- Written instruction -
Quote every line below exactly and skip any picture.

- Recorded information -
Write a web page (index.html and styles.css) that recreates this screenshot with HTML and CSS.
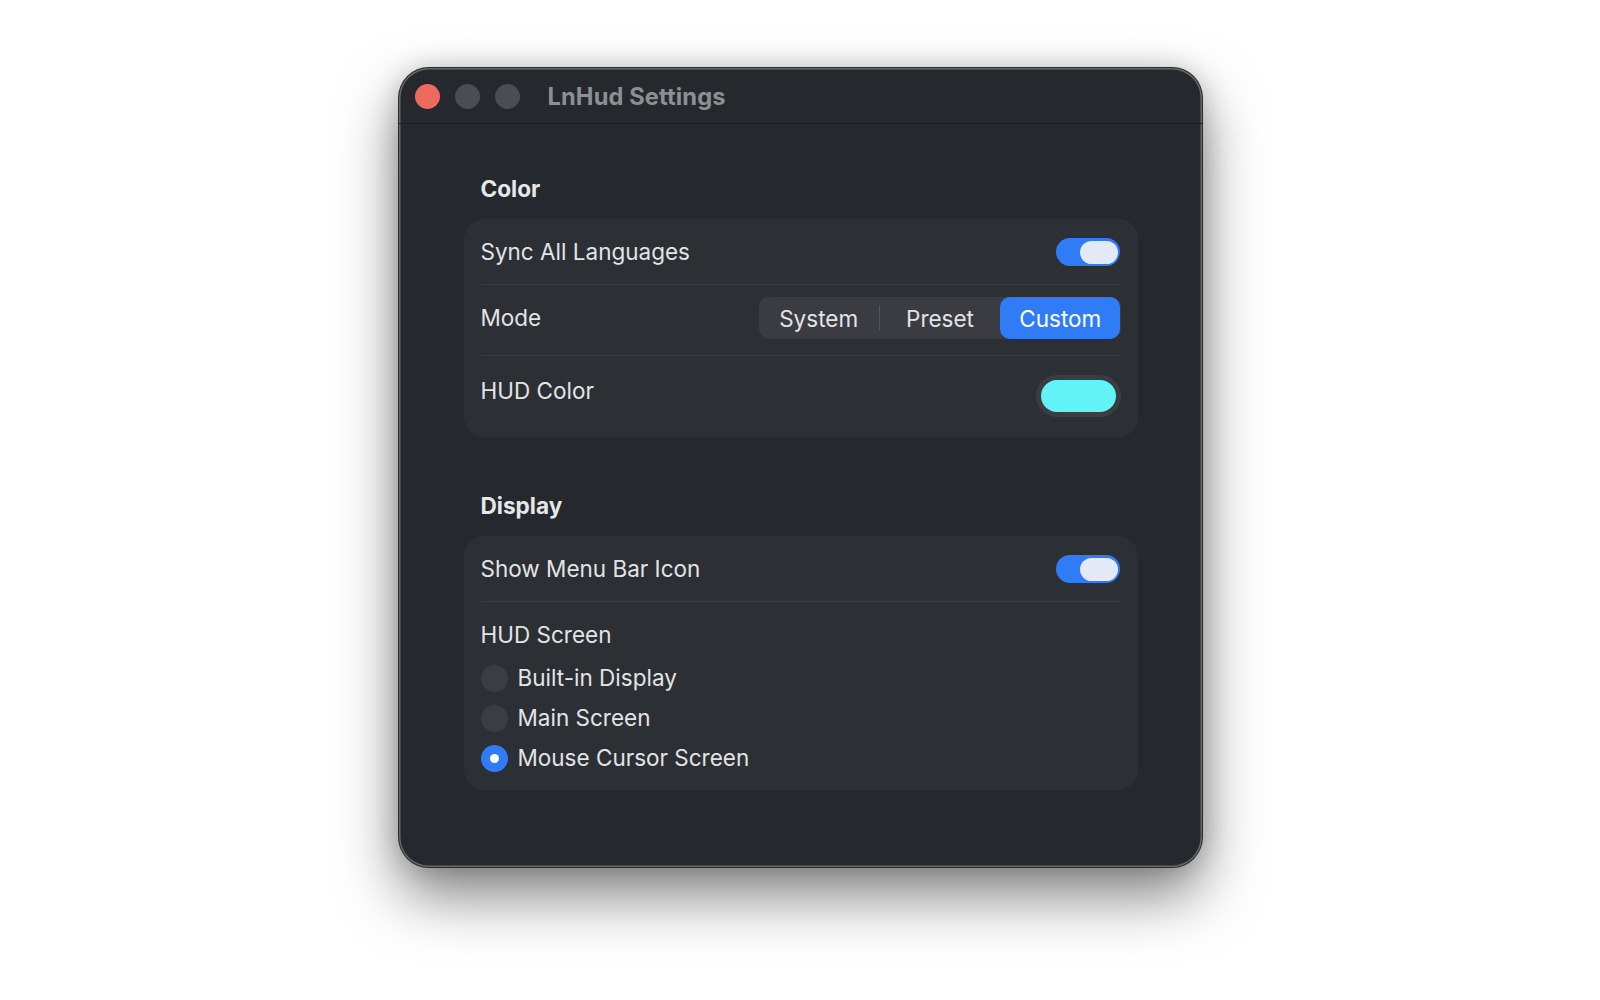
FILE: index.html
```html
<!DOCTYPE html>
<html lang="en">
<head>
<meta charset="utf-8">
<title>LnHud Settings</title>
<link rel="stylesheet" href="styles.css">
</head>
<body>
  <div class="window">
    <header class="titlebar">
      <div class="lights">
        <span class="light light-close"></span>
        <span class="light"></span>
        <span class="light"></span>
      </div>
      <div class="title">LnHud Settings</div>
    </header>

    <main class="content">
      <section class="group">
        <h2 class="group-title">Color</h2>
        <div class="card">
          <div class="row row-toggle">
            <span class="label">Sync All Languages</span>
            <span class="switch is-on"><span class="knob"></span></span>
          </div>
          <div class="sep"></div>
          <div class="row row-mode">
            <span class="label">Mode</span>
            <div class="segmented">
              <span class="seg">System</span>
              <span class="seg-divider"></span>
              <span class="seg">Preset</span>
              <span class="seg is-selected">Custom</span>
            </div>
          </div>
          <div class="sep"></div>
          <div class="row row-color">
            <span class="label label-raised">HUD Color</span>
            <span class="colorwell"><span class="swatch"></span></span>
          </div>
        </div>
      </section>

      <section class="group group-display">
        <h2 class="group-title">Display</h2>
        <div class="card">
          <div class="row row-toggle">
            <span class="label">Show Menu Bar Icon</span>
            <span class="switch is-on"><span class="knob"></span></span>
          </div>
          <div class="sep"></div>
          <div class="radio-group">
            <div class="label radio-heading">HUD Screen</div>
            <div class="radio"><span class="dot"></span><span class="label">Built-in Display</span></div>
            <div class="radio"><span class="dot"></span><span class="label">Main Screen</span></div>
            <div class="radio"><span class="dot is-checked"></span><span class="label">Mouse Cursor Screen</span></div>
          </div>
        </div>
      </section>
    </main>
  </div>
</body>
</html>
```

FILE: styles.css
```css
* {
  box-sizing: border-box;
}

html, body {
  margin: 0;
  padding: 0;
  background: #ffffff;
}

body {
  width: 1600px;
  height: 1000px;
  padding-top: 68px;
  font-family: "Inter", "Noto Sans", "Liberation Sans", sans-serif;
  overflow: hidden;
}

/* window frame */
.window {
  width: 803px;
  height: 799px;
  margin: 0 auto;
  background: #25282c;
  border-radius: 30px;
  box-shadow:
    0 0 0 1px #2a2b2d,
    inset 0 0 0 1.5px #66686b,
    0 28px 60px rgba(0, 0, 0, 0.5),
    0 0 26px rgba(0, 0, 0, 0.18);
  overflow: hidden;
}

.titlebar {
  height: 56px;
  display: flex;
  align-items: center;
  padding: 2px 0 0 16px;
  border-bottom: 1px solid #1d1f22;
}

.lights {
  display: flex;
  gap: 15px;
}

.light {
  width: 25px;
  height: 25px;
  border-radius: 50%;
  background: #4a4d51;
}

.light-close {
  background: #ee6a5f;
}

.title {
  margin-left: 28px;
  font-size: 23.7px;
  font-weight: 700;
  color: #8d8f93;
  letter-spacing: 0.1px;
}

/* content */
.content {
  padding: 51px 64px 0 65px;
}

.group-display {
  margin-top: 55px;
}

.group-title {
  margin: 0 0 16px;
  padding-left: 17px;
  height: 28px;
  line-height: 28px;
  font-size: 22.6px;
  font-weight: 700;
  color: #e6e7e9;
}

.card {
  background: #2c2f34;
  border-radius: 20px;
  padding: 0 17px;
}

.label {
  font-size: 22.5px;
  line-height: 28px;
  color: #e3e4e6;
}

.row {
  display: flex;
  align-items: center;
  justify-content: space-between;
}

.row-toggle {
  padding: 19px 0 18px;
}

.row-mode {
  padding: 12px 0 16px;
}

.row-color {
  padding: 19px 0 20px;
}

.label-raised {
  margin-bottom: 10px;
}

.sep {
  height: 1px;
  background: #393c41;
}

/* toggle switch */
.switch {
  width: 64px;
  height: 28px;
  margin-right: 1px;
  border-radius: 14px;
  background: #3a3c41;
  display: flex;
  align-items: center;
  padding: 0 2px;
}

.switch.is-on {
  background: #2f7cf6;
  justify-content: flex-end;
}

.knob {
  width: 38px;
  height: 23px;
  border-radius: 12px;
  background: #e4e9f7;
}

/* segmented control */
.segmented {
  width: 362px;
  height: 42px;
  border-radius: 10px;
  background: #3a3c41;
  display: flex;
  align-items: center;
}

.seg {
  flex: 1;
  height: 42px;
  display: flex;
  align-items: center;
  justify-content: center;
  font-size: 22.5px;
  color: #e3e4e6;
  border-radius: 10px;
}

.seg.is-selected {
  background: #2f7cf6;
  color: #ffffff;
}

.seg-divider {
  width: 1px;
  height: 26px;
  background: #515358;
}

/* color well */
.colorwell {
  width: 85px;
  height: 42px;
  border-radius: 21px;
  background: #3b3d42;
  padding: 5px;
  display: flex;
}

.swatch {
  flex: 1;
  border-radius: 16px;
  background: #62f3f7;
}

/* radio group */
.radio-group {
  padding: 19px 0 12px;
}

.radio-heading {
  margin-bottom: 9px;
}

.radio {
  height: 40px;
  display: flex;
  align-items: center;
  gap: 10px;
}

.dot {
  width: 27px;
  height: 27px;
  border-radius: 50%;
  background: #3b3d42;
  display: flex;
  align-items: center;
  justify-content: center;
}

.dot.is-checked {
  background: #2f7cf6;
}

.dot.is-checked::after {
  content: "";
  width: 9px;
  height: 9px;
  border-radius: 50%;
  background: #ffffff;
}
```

- Solution to this task -
Write a web page (index.html and styles.css) that recreates this screenshot with HTML and CSS.
FILE: index.html
```html
<!DOCTYPE html>
<html lang="en">
<head>
<meta charset="utf-8">
<title>LnHud Settings</title>
<link rel="stylesheet" href="styles.css">
</head>
<body>
  <div class="window">
    <header class="titlebar">
      <div class="lights">
        <span class="light light-close"></span>
        <span class="light"></span>
        <span class="light"></span>
      </div>
      <div class="title">LnHud Settings</div>
    </header>

    <main class="content">
      <section class="group">
        <h2 class="group-title">Color</h2>
        <div class="card">
          <div class="row row-toggle">
            <span class="label">Sync All Languages</span>
            <span class="switch is-on"><span class="knob"></span></span>
          </div>
          <div class="sep"></div>
          <div class="row row-mode">
            <span class="label">Mode</span>
            <div class="segmented">
              <span class="seg">System</span>
              <span class="seg-divider"></span>
              <span class="seg">Preset</span>
              <span class="seg is-selected">Custom</span>
            </div>
          </div>
          <div class="sep"></div>
          <div class="row row-color">
            <span class="label label-raised">HUD Color</span>
            <span class="colorwell"><span class="swatch"></span></span>
          </div>
        </div>
      </section>

      <section class="group group-display">
        <h2 class="group-title">Display</h2>
        <div class="card">
          <div class="row row-toggle">
            <span class="label">Show Menu Bar Icon</span>
            <span class="switch is-on"><span class="knob"></span></span>
          </div>
          <div class="sep"></div>
          <div class="radio-group">
            <div class="label radio-heading">HUD Screen</div>
            <div class="radio"><span class="dot"></span><span class="label">Built-in Display</span></div>
            <div class="radio"><span class="dot"></span><span class="label">Main Screen</span></div>
            <div class="radio"><span class="dot is-checked"></span><span class="label">Mouse Cursor Screen</span></div>
          </div>
        </div>
      </section>
    </main>
  </div>
</body>
</html>
```

FILE: styles.css
```css
* {
  box-sizing: border-box;
}

html, body {
  margin: 0;
  padding: 0;
  background: #ffffff;
}

body {
  width: 1600px;
  height: 1000px;
  padding-top: 68px;
  font-family: "Inter", "Noto Sans", "Liberation Sans", sans-serif;
  overflow: hidden;
}

/* window frame */
.window {
  width: 803px;
  height: 799px;
  margin: 0 auto;
  background: #25282c;
  border-radius: 30px;
  box-shadow:
    0 0 0 1px #2a2b2d,
    inset 0 0 0 1.5px #66686b,
    0 28px 60px rgba(0, 0, 0, 0.5),
    0 0 26px rgba(0, 0, 0, 0.18);
  overflow: hidden;
}

.titlebar {
  height: 56px;
  display: flex;
  align-items: center;
  padding: 2px 0 0 16px;
  border-bottom: 1px solid #1d1f22;
}

.lights {
  display: flex;
  gap: 15px;
}

.light {
  width: 25px;
  height: 25px;
  border-radius: 50%;
  background: #4a4d51;
}

.light-close {
  background: #ee6a5f;
}

.title {
  margin-left: 28px;
  font-size: 23.7px;
  font-weight: 700;
  color: #8d8f93;
  letter-spacing: 0.1px;
}

/* content */
.content {
  padding: 51px 64px 0 65px;
}

.group-display {
  margin-top: 55px;
}

.group-title {
  margin: 0 0 16px;
  padding-left: 17px;
  height: 28px;
  line-height: 28px;
  font-size: 22.6px;
  font-weight: 700;
  color: #e6e7e9;
}

.card {
  background: #2c2f34;
  border-radius: 20px;
  padding: 0 17px;
}

.label {
  font-size: 22.5px;
  line-height: 28px;
  color: #e3e4e6;
}

.row {
  display: flex;
  align-items: center;
  justify-content: space-between;
}

.row-toggle {
  padding: 19px 0 18px;
}

.row-mode {
  padding: 12px 0 16px;
}

.row-color {
  padding: 19px 0 20px;
}

.label-raised {
  margin-bottom: 10px;
}

.sep {
  height: 1px;
  background: #393c41;
}

/* toggle switch */
.switch {
  width: 64px;
  height: 28px;
  margin-right: 1px;
  border-radius: 14px;
  background: #3a3c41;
  display: flex;
  align-items: center;
  padding: 0 2px;
}

.switch.is-on {
  background: #2f7cf6;
  justify-content: flex-end;
}

.knob {
  width: 38px;
  height: 23px;
  border-radius: 12px;
  background: #e4e9f7;
}

/* segmented control */
.segmented {
  width: 362px;
  height: 42px;
  border-radius: 10px;
  background: #3a3c41;
  display: flex;
  align-items: center;
}

.seg {
  flex: 1;
  height: 42px;
  display: flex;
  align-items: center;
  justify-content: center;
  font-size: 22.5px;
  color: #e3e4e6;
  border-radius: 10px;
}

.seg.is-selected {
  background: #2f7cf6;
  color: #ffffff;
}

.seg-divider {
  width: 1px;
  height: 26px;
  background: #515358;
}

/* color well */
.colorwell {
  width: 85px;
  height: 42px;
  border-radius: 21px;
  background: #3b3d42;
  padding: 5px;
  display: flex;
}

.swatch {
  flex: 1;
  border-radius: 16px;
  background: #62f3f7;
}

/* radio group */
.radio-group {
  padding: 19px 0 12px;
}

.radio-heading {
  margin-bottom: 9px;
}

.radio {
  height: 40px;
  display: flex;
  align-items: center;
  gap: 10px;
}

.dot {
  width: 27px;
  height: 27px;
  border-radius: 50%;
  background: #3b3d42;
  display: flex;
  align-items: center;
  justify-content: center;
}

.dot.is-checked {
  background: #2f7cf6;
}

.dot.is-checked::after {
  content: "";
  width: 9px;
  height: 9px;
  border-radius: 50%;
  background: #ffffff;
}
```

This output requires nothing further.